**What you will do:** Copy the data that follows, character for character, minus the pictures.

┌─ Data provided

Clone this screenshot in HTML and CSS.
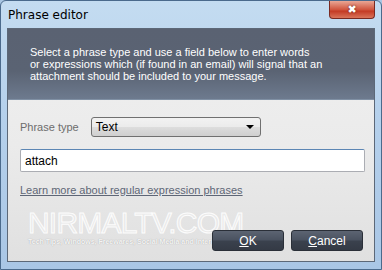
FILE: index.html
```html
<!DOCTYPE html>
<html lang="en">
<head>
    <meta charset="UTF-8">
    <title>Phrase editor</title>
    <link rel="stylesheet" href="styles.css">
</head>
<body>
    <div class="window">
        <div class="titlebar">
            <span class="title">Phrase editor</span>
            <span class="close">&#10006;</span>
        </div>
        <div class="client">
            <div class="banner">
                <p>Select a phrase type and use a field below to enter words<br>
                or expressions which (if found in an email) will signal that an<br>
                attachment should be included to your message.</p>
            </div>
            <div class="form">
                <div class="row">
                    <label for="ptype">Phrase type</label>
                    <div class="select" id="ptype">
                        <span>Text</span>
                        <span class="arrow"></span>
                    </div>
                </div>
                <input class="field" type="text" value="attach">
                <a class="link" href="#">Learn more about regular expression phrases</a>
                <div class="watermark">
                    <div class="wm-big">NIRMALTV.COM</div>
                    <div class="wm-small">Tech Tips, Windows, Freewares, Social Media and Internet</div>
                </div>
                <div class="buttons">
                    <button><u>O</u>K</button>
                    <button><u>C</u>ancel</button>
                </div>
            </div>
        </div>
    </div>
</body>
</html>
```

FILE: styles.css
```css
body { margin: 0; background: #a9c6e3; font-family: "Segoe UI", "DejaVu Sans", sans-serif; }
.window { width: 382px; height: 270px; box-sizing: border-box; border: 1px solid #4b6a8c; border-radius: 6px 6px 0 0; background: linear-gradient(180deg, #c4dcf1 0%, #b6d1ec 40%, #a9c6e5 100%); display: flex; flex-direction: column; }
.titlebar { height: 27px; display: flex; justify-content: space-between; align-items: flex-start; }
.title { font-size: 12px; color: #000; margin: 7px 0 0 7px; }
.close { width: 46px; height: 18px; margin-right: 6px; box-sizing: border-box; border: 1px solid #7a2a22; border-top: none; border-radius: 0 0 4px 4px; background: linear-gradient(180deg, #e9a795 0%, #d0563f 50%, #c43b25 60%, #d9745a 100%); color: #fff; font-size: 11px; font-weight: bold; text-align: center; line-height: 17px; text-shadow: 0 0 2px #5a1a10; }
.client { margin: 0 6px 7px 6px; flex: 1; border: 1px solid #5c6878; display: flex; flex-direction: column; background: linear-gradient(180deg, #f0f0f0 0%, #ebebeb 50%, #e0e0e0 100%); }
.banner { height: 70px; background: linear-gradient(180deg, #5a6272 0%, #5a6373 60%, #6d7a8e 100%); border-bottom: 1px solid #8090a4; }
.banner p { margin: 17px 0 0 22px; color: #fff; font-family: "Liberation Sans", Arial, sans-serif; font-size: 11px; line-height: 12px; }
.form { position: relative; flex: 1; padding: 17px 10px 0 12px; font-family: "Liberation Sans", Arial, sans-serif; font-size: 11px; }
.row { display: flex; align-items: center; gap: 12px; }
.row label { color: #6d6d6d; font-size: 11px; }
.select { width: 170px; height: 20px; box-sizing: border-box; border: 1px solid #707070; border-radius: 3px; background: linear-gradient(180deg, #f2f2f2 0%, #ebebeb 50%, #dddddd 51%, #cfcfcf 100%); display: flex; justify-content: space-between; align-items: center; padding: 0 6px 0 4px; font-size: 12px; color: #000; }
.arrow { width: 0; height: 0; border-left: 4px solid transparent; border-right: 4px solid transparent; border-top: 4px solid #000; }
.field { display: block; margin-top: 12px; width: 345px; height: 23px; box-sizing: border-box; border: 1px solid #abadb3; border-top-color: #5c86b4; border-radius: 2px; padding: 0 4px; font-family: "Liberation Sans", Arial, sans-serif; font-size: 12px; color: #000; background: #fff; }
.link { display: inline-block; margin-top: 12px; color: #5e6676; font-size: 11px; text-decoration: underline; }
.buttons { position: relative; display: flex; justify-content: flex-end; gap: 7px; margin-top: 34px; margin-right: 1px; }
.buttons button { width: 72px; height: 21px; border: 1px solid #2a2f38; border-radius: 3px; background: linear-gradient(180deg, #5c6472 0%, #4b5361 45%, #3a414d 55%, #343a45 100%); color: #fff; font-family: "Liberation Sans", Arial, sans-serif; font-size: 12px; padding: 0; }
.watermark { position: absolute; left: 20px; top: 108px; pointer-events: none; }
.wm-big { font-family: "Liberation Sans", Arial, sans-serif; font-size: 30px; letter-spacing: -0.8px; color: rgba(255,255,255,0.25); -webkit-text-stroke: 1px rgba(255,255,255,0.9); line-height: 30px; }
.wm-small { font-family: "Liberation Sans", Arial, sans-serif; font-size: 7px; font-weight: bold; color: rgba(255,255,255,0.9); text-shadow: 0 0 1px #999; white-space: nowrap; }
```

└─

**Exercise answer:**
Clone this screenshot in HTML and CSS.
FILE: index.html
```html
<!DOCTYPE html>
<html lang="en">
<head>
    <meta charset="UTF-8">
    <title>Phrase editor</title>
    <link rel="stylesheet" href="styles.css">
</head>
<body>
    <div class="window">
        <div class="titlebar">
            <span class="title">Phrase editor</span>
            <span class="close">&#10006;</span>
        </div>
        <div class="client">
            <div class="banner">
                <p>Select a phrase type and use a field below to enter words<br>
                or expressions which (if found in an email) will signal that an<br>
                attachment should be included to your message.</p>
            </div>
            <div class="form">
                <div class="row">
                    <label for="ptype">Phrase type</label>
                    <div class="select" id="ptype">
                        <span>Text</span>
                        <span class="arrow"></span>
                    </div>
                </div>
                <input class="field" type="text" value="attach">
                <a class="link" href="#">Learn more about regular expression phrases</a>
                <div class="watermark">
                    <div class="wm-big">NIRMALTV.COM</div>
                    <div class="wm-small">Tech Tips, Windows, Freewares, Social Media and Internet</div>
                </div>
                <div class="buttons">
                    <button><u>O</u>K</button>
                    <button><u>C</u>ancel</button>
                </div>
            </div>
        </div>
    </div>
</body>
</html>
```

FILE: styles.css
```css
body { margin: 0; background: #a9c6e3; font-family: "Segoe UI", "DejaVu Sans", sans-serif; }
.window { width: 382px; height: 270px; box-sizing: border-box; border: 1px solid #4b6a8c; border-radius: 6px 6px 0 0; background: linear-gradient(180deg, #c4dcf1 0%, #b6d1ec 40%, #a9c6e5 100%); display: flex; flex-direction: column; }
.titlebar { height: 27px; display: flex; justify-content: space-between; align-items: flex-start; }
.title { font-size: 12px; color: #000; margin: 7px 0 0 7px; }
.close { width: 46px; height: 18px; margin-right: 6px; box-sizing: border-box; border: 1px solid #7a2a22; border-top: none; border-radius: 0 0 4px 4px; background: linear-gradient(180deg, #e9a795 0%, #d0563f 50%, #c43b25 60%, #d9745a 100%); color: #fff; font-size: 11px; font-weight: bold; text-align: center; line-height: 17px; text-shadow: 0 0 2px #5a1a10; }
.client { margin: 0 6px 7px 6px; flex: 1; border: 1px solid #5c6878; display: flex; flex-direction: column; background: linear-gradient(180deg, #f0f0f0 0%, #ebebeb 50%, #e0e0e0 100%); }
.banner { height: 70px; background: linear-gradient(180deg, #5a6272 0%, #5a6373 60%, #6d7a8e 100%); border-bottom: 1px solid #8090a4; }
.banner p { margin: 17px 0 0 22px; color: #fff; font-family: "Liberation Sans", Arial, sans-serif; font-size: 11px; line-height: 12px; }
.form { position: relative; flex: 1; padding: 17px 10px 0 12px; font-family: "Liberation Sans", Arial, sans-serif; font-size: 11px; }
.row { display: flex; align-items: center; gap: 12px; }
.row label { color: #6d6d6d; font-size: 11px; }
.select { width: 170px; height: 20px; box-sizing: border-box; border: 1px solid #707070; border-radius: 3px; background: linear-gradient(180deg, #f2f2f2 0%, #ebebeb 50%, #dddddd 51%, #cfcfcf 100%); display: flex; justify-content: space-between; align-items: center; padding: 0 6px 0 4px; font-size: 12px; color: #000; }
.arrow { width: 0; height: 0; border-left: 4px solid transparent; border-right: 4px solid transparent; border-top: 4px solid #000; }
.field { display: block; margin-top: 12px; width: 345px; height: 23px; box-sizing: border-box; border: 1px solid #abadb3; border-top-color: #5c86b4; border-radius: 2px; padding: 0 4px; font-family: "Liberation Sans", Arial, sans-serif; font-size: 12px; color: #000; background: #fff; }
.link { display: inline-block; margin-top: 12px; color: #5e6676; font-size: 11px; text-decoration: underline; }
.buttons { position: relative; display: flex; justify-content: flex-end; gap: 7px; margin-top: 34px; margin-right: 1px; }
.buttons button { width: 72px; height: 21px; border: 1px solid #2a2f38; border-radius: 3px; background: linear-gradient(180deg, #5c6472 0%, #4b5361 45%, #3a414d 55%, #343a45 100%); color: #fff; font-family: "Liberation Sans", Arial, sans-serif; font-size: 12px; padding: 0; }
.watermark { position: absolute; left: 20px; top: 108px; pointer-events: none; }
.wm-big { font-family: "Liberation Sans", Arial, sans-serif; font-size: 30px; letter-spacing: -0.8px; color: rgba(255,255,255,0.25); -webkit-text-stroke: 1px rgba(255,255,255,0.9); line-height: 30px; }
.wm-small { font-family: "Liberation Sans", Arial, sans-serif; font-size: 7px; font-weight: bold; color: rgba(255,255,255,0.9); text-shadow: 0 0 1px #999; white-space: nowrap; }
```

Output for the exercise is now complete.